[Work to do]: Transcribe every line exactly and omit anything that is a picture.

———

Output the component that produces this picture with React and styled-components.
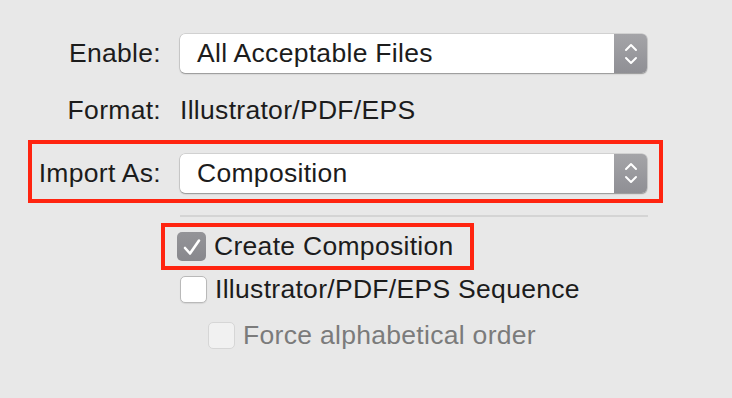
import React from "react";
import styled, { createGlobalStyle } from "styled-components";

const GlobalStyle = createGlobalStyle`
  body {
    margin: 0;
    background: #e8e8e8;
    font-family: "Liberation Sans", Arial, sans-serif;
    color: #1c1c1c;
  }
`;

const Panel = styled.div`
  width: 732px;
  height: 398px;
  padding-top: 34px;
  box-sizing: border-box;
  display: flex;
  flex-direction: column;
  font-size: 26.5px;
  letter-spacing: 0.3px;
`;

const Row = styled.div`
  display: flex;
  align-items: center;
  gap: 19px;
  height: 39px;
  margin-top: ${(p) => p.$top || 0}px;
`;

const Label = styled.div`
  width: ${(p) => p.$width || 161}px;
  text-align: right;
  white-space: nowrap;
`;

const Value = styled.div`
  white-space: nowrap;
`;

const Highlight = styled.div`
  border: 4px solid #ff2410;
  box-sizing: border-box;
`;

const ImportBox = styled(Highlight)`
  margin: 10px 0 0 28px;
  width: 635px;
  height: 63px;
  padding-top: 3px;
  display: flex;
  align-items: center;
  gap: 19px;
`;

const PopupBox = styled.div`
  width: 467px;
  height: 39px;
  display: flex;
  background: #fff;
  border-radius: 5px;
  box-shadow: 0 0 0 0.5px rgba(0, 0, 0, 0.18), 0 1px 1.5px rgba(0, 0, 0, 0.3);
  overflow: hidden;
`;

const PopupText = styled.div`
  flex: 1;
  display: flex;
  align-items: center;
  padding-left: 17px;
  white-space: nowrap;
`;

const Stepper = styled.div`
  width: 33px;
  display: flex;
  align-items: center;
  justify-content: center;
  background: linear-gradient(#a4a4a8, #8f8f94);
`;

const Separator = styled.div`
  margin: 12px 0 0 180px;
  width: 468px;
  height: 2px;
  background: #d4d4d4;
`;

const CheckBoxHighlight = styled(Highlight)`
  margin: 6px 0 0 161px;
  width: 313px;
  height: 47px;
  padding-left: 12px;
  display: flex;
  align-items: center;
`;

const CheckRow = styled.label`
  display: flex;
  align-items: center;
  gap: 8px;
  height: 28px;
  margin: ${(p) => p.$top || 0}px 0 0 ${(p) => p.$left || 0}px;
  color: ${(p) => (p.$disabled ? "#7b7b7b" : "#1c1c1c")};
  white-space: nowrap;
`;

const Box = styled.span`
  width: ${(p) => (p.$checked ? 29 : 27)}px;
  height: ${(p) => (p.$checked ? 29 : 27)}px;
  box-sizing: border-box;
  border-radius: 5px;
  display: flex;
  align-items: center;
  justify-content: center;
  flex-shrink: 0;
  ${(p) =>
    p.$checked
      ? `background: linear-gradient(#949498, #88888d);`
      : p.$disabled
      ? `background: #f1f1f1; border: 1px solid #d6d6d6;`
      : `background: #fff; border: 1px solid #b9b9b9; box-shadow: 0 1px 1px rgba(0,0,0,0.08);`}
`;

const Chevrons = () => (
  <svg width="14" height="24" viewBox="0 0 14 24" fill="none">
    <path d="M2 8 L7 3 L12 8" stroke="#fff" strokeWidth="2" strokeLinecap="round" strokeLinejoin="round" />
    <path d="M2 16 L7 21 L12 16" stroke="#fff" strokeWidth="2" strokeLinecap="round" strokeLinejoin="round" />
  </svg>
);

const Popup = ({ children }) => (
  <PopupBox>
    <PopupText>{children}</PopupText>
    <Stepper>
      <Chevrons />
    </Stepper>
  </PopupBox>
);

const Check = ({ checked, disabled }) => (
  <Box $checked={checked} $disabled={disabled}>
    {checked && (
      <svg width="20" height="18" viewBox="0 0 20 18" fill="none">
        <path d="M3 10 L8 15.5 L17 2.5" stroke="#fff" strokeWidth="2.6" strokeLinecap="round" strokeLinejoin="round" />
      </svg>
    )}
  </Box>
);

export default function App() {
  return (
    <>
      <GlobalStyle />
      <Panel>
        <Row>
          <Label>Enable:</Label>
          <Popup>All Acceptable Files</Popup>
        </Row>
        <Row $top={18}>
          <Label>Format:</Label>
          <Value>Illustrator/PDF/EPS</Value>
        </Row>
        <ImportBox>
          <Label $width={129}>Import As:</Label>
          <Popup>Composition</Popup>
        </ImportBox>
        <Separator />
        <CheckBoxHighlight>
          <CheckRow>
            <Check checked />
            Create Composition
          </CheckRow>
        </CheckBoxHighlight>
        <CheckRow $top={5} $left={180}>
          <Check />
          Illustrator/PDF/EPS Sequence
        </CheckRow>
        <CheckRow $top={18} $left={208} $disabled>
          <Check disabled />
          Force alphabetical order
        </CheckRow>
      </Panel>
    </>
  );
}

———

[Exercise answer]:
Output the component that produces this picture with React and styled-components.
import React from "react";
import styled, { createGlobalStyle } from "styled-components";

const GlobalStyle = createGlobalStyle`
  body {
    margin: 0;
    background: #e8e8e8;
    font-family: "Liberation Sans", Arial, sans-serif;
    color: #1c1c1c;
  }
`;

const Panel = styled.div`
  width: 732px;
  height: 398px;
  padding-top: 34px;
  box-sizing: border-box;
  display: flex;
  flex-direction: column;
  font-size: 26.5px;
  letter-spacing: 0.3px;
`;

const Row = styled.div`
  display: flex;
  align-items: center;
  gap: 19px;
  height: 39px;
  margin-top: ${(p) => p.$top || 0}px;
`;

const Label = styled.div`
  width: ${(p) => p.$width || 161}px;
  text-align: right;
  white-space: nowrap;
`;

const Value = styled.div`
  white-space: nowrap;
`;

const Highlight = styled.div`
  border: 4px solid #ff2410;
  box-sizing: border-box;
`;

const ImportBox = styled(Highlight)`
  margin: 10px 0 0 28px;
  width: 635px;
  height: 63px;
  padding-top: 3px;
  display: flex;
  align-items: center;
  gap: 19px;
`;

const PopupBox = styled.div`
  width: 467px;
  height: 39px;
  display: flex;
  background: #fff;
  border-radius: 5px;
  box-shadow: 0 0 0 0.5px rgba(0, 0, 0, 0.18), 0 1px 1.5px rgba(0, 0, 0, 0.3);
  overflow: hidden;
`;

const PopupText = styled.div`
  flex: 1;
  display: flex;
  align-items: center;
  padding-left: 17px;
  white-space: nowrap;
`;

const Stepper = styled.div`
  width: 33px;
  display: flex;
  align-items: center;
  justify-content: center;
  background: linear-gradient(#a4a4a8, #8f8f94);
`;

const Separator = styled.div`
  margin: 12px 0 0 180px;
  width: 468px;
  height: 2px;
  background: #d4d4d4;
`;

const CheckBoxHighlight = styled(Highlight)`
  margin: 6px 0 0 161px;
  width: 313px;
  height: 47px;
  padding-left: 12px;
  display: flex;
  align-items: center;
`;

const CheckRow = styled.label`
  display: flex;
  align-items: center;
  gap: 8px;
  height: 28px;
  margin: ${(p) => p.$top || 0}px 0 0 ${(p) => p.$left || 0}px;
  color: ${(p) => (p.$disabled ? "#7b7b7b" : "#1c1c1c")};
  white-space: nowrap;
`;

const Box = styled.span`
  width: ${(p) => (p.$checked ? 29 : 27)}px;
  height: ${(p) => (p.$checked ? 29 : 27)}px;
  box-sizing: border-box;
  border-radius: 5px;
  display: flex;
  align-items: center;
  justify-content: center;
  flex-shrink: 0;
  ${(p) =>
    p.$checked
      ? `background: linear-gradient(#949498, #88888d);`
      : p.$disabled
      ? `background: #f1f1f1; border: 1px solid #d6d6d6;`
      : `background: #fff; border: 1px solid #b9b9b9; box-shadow: 0 1px 1px rgba(0,0,0,0.08);`}
`;

const Chevrons = () => (
  <svg width="14" height="24" viewBox="0 0 14 24" fill="none">
    <path d="M2 8 L7 3 L12 8" stroke="#fff" strokeWidth="2" strokeLinecap="round" strokeLinejoin="round" />
    <path d="M2 16 L7 21 L12 16" stroke="#fff" strokeWidth="2" strokeLinecap="round" strokeLinejoin="round" />
  </svg>
);

const Popup = ({ children }) => (
  <PopupBox>
    <PopupText>{children}</PopupText>
    <Stepper>
      <Chevrons />
    </Stepper>
  </PopupBox>
);

const Check = ({ checked, disabled }) => (
  <Box $checked={checked} $disabled={disabled}>
    {checked && (
      <svg width="20" height="18" viewBox="0 0 20 18" fill="none">
        <path d="M3 10 L8 15.5 L17 2.5" stroke="#fff" strokeWidth="2.6" strokeLinecap="round" strokeLinejoin="round" />
      </svg>
    )}
  </Box>
);

export default function App() {
  return (
    <>
      <GlobalStyle />
      <Panel>
        <Row>
          <Label>Enable:</Label>
          <Popup>All Acceptable Files</Popup>
        </Row>
        <Row $top={18}>
          <Label>Format:</Label>
          <Value>Illustrator/PDF/EPS</Value>
        </Row>
        <ImportBox>
          <Label $width={129}>Import As:</Label>
          <Popup>Composition</Popup>
        </ImportBox>
        <Separator />
        <CheckBoxHighlight>
          <CheckRow>
            <Check checked />
            Create Composition
          </CheckRow>
        </CheckBoxHighlight>
        <CheckRow $top={5} $left={180}>
          <Check />
          Illustrator/PDF/EPS Sequence
        </CheckRow>
        <CheckRow $top={18} $left={208} $disabled>
          <Check disabled />
          Force alphabetical order
        </CheckRow>
      </Panel>
    </>
  );
}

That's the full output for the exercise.